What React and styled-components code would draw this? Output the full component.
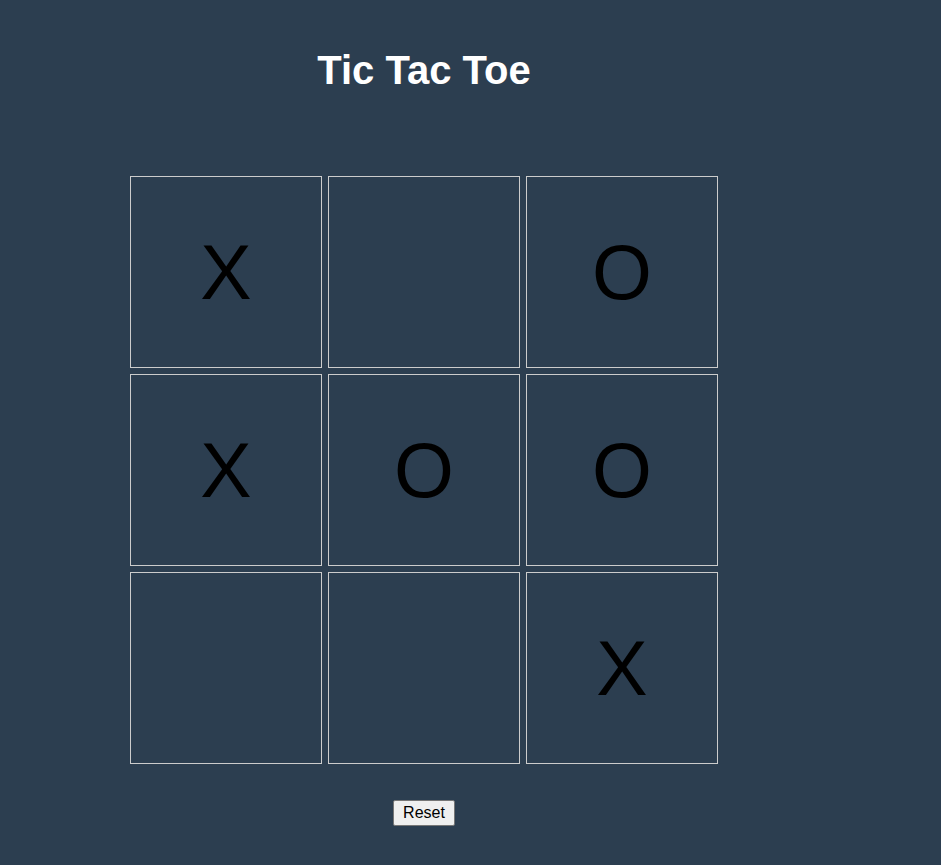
import React, { useState } from 'react'
import styled, { createGlobalStyle } from 'styled-components'

const GlobalStyle = createGlobalStyle`
  body {
    margin: 0;
    background: #2c3e50;
    font-family: "Liberation Sans", Arial, sans-serif;
  }
`

const Wrapper = styled.div`
  width: 848px;
  min-height: 865px;
  display: flex;
  flex-direction: column;
  align-items: center;
`

const Title = styled.h1`
  margin: 48px 0 83px;
  font-size: 40px;
  font-weight: bold;
  color: #ffffff;
`

const Board = styled.div`
  display: grid;
  grid-template-columns: repeat(3, 192px);
  grid-auto-rows: 192px;
  gap: 6px;
`

const Cell = styled.div`
  box-sizing: border-box;
  border: 1px solid #cccccc;
  display: flex;
  align-items: center;
  justify-content: center;
  font-size: 77px;
  color: #000000;
  cursor: pointer;
`

const ResetButton = styled.button`
  margin-top: 36px;
  font-family: "Liberation Sans", Arial, sans-serif;
  font-size: 16px;
  padding: 3px 9px;
  background: #efefef;
  border: 1px solid #767676;
  border-radius: 2px;
  color: #000;
`

const initial = ['X', '', 'O', 'X', 'O', 'O', '', '', 'X']

export default function App() {
  const [cells, setCells] = useState(initial)

  return (
    <Wrapper>
      <GlobalStyle />
      <Title>Tic Tac Toe</Title>
      <Board>
        {cells.map((value, i) => (
          <Cell key={i}>{value}</Cell>
        ))}
      </Board>
      <ResetButton onClick={() => setCells(Array(9).fill(''))}>Reset</ResetButton>
    </Wrapper>
  )
}
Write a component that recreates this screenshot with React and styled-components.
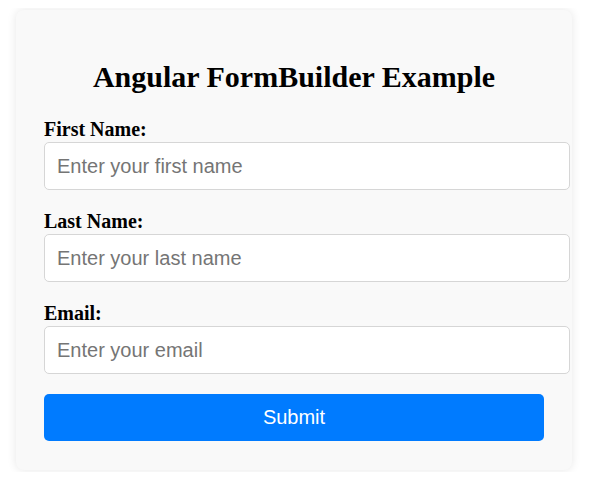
import styled, { createGlobalStyle } from 'styled-components';

const GlobalStyle = createGlobalStyle`
  body {
    margin: 8px;
    background: #ffffff;
    font-family: 'Liberation Serif', 'Times New Roman', serif;
  }
`;

const Card = styled.div`
  width: 500px;
  margin: 2px 8px;
  padding: 28px 28px 29px;
  background: #f9f9f9;
  border-radius: 8px;
  box-shadow: 0 0 10px rgba(0, 0, 0, 0.1);
`;

const Title = styled.h2`
  margin: 22px 0 24px;
  font-size: 30px;
  font-weight: bold;
  text-align: center;
  color: #000;
`;

const Field = styled.div`
  margin-bottom: 20px;
`;

const Label = styled.label`
  display: block;
  margin-bottom: 2px;
  font-size: 20px;
  line-height: 22px;
  font-weight: bold;
  color: #000;
`;

const Input = styled.input`
  display: block;
  width: 100%;
  margin: 0;
  padding: 12px;
  border: 1px solid #d6d6d6;
  border-radius: 5px;
  background: #fff;
  font-family: 'Liberation Sans', Arial, sans-serif;
  font-size: 20px;
  line-height: 22px;
  color: #333;
  outline: none;

  &::placeholder {
    color: #757575;
  }
`;

const SubmitButton = styled.button`
  display: block;
  width: 100%;
  padding: 12px;
  border: none;
  border-radius: 5px;
  background: #007bff;
  color: #fff;
  font-family: 'Liberation Sans', Arial, sans-serif;
  font-size: 20px;
  line-height: 23px;
  cursor: pointer;
`;

const fields = [
  { id: 'firstName', label: 'First Name:', placeholder: 'Enter your first name', type: 'text' },
  { id: 'lastName', label: 'Last Name:', placeholder: 'Enter your last name', type: 'text' },
  { id: 'email', label: 'Email:', placeholder: 'Enter your email', type: 'email' },
];

export default function App() {
  return (
    <>
      <GlobalStyle />
      <Card>
        <Title>Angular FormBuilder Example</Title>
        <form onSubmit={(e) => e.preventDefault()}>
          {fields.map((f) => (
            <Field key={f.id}>
              <Label htmlFor={f.id}>{f.label}</Label>
              <Input id={f.id} type={f.type} placeholder={f.placeholder} />
            </Field>
          ))}
          <SubmitButton type="submit">Submit</SubmitButton>
        </form>
      </Card>
    </>
  );
}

|---|

- **STATED PROBLEM**
Images must not appear in the copy; reproduce everything else in the records verbatim.

- **SOLUTION FOR THIS EXERCISE**
What React and styled-components code would draw this? Output the full component.
import React, { useState } from 'react'
import styled, { createGlobalStyle } from 'styled-components'

const GlobalStyle = createGlobalStyle`
  body {
    margin: 0;
    background: #2c3e50;
    font-family: "Liberation Sans", Arial, sans-serif;
  }
`

const Wrapper = styled.div`
  width: 848px;
  min-height: 865px;
  display: flex;
  flex-direction: column;
  align-items: center;
`

const Title = styled.h1`
  margin: 48px 0 83px;
  font-size: 40px;
  font-weight: bold;
  color: #ffffff;
`

const Board = styled.div`
  display: grid;
  grid-template-columns: repeat(3, 192px);
  grid-auto-rows: 192px;
  gap: 6px;
`

const Cell = styled.div`
  box-sizing: border-box;
  border: 1px solid #cccccc;
  display: flex;
  align-items: center;
  justify-content: center;
  font-size: 77px;
  color: #000000;
  cursor: pointer;
`

const ResetButton = styled.button`
  margin-top: 36px;
  font-family: "Liberation Sans", Arial, sans-serif;
  font-size: 16px;
  padding: 3px 9px;
  background: #efefef;
  border: 1px solid #767676;
  border-radius: 2px;
  color: #000;
`

const initial = ['X', '', 'O', 'X', 'O', 'O', '', '', 'X']

export default function App() {
  const [cells, setCells] = useState(initial)

  return (
    <Wrapper>
      <GlobalStyle />
      <Title>Tic Tac Toe</Title>
      <Board>
        {cells.map((value, i) => (
          <Cell key={i}>{value}</Cell>
        ))}
      </Board>
      <ResetButton onClick={() => setCells(Array(9).fill(''))}>Reset</ResetButton>
    </Wrapper>
  )
}
Write a component that recreates this screenshot with React and styled-components.
import styled, { createGlobalStyle } from 'styled-components';

const GlobalStyle = createGlobalStyle`
  body {
    margin: 8px;
    background: #ffffff;
    font-family: 'Liberation Serif', 'Times New Roman', serif;
  }
`;

const Card = styled.div`
  width: 500px;
  margin: 2px 8px;
  padding: 28px 28px 29px;
  background: #f9f9f9;
  border-radius: 8px;
  box-shadow: 0 0 10px rgba(0, 0, 0, 0.1);
`;

const Title = styled.h2`
  margin: 22px 0 24px;
  font-size: 30px;
  font-weight: bold;
  text-align: center;
  color: #000;
`;

const Field = styled.div`
  margin-bottom: 20px;
`;

const Label = styled.label`
  display: block;
  margin-bottom: 2px;
  font-size: 20px;
  line-height: 22px;
  font-weight: bold;
  color: #000;
`;

const Input = styled.input`
  display: block;
  width: 100%;
  margin: 0;
  padding: 12px;
  border: 1px solid #d6d6d6;
  border-radius: 5px;
  background: #fff;
  font-family: 'Liberation Sans', Arial, sans-serif;
  font-size: 20px;
  line-height: 22px;
  color: #333;
  outline: none;

  &::placeholder {
    color: #757575;
  }
`;

const SubmitButton = styled.button`
  display: block;
  width: 100%;
  padding: 12px;
  border: none;
  border-radius: 5px;
  background: #007bff;
  color: #fff;
  font-family: 'Liberation Sans', Arial, sans-serif;
  font-size: 20px;
  line-height: 23px;
  cursor: pointer;
`;

const fields = [
  { id: 'firstName', label: 'First Name:', placeholder: 'Enter your first name', type: 'text' },
  { id: 'lastName', label: 'Last Name:', placeholder: 'Enter your last name', type: 'text' },
  { id: 'email', label: 'Email:', placeholder: 'Enter your email', type: 'email' },
];

export default function App() {
  return (
    <>
      <GlobalStyle />
      <Card>
        <Title>Angular FormBuilder Example</Title>
        <form onSubmit={(e) => e.preventDefault()}>
          {fields.map((f) => (
            <Field key={f.id}>
              <Label htmlFor={f.id}>{f.label}</Label>
              <Input id={f.id} type={f.type} placeholder={f.placeholder} />
            </Field>
          ))}
          <SubmitButton type="submit">Submit</SubmitButton>
        </form>
      </Card>
    </>
  );
}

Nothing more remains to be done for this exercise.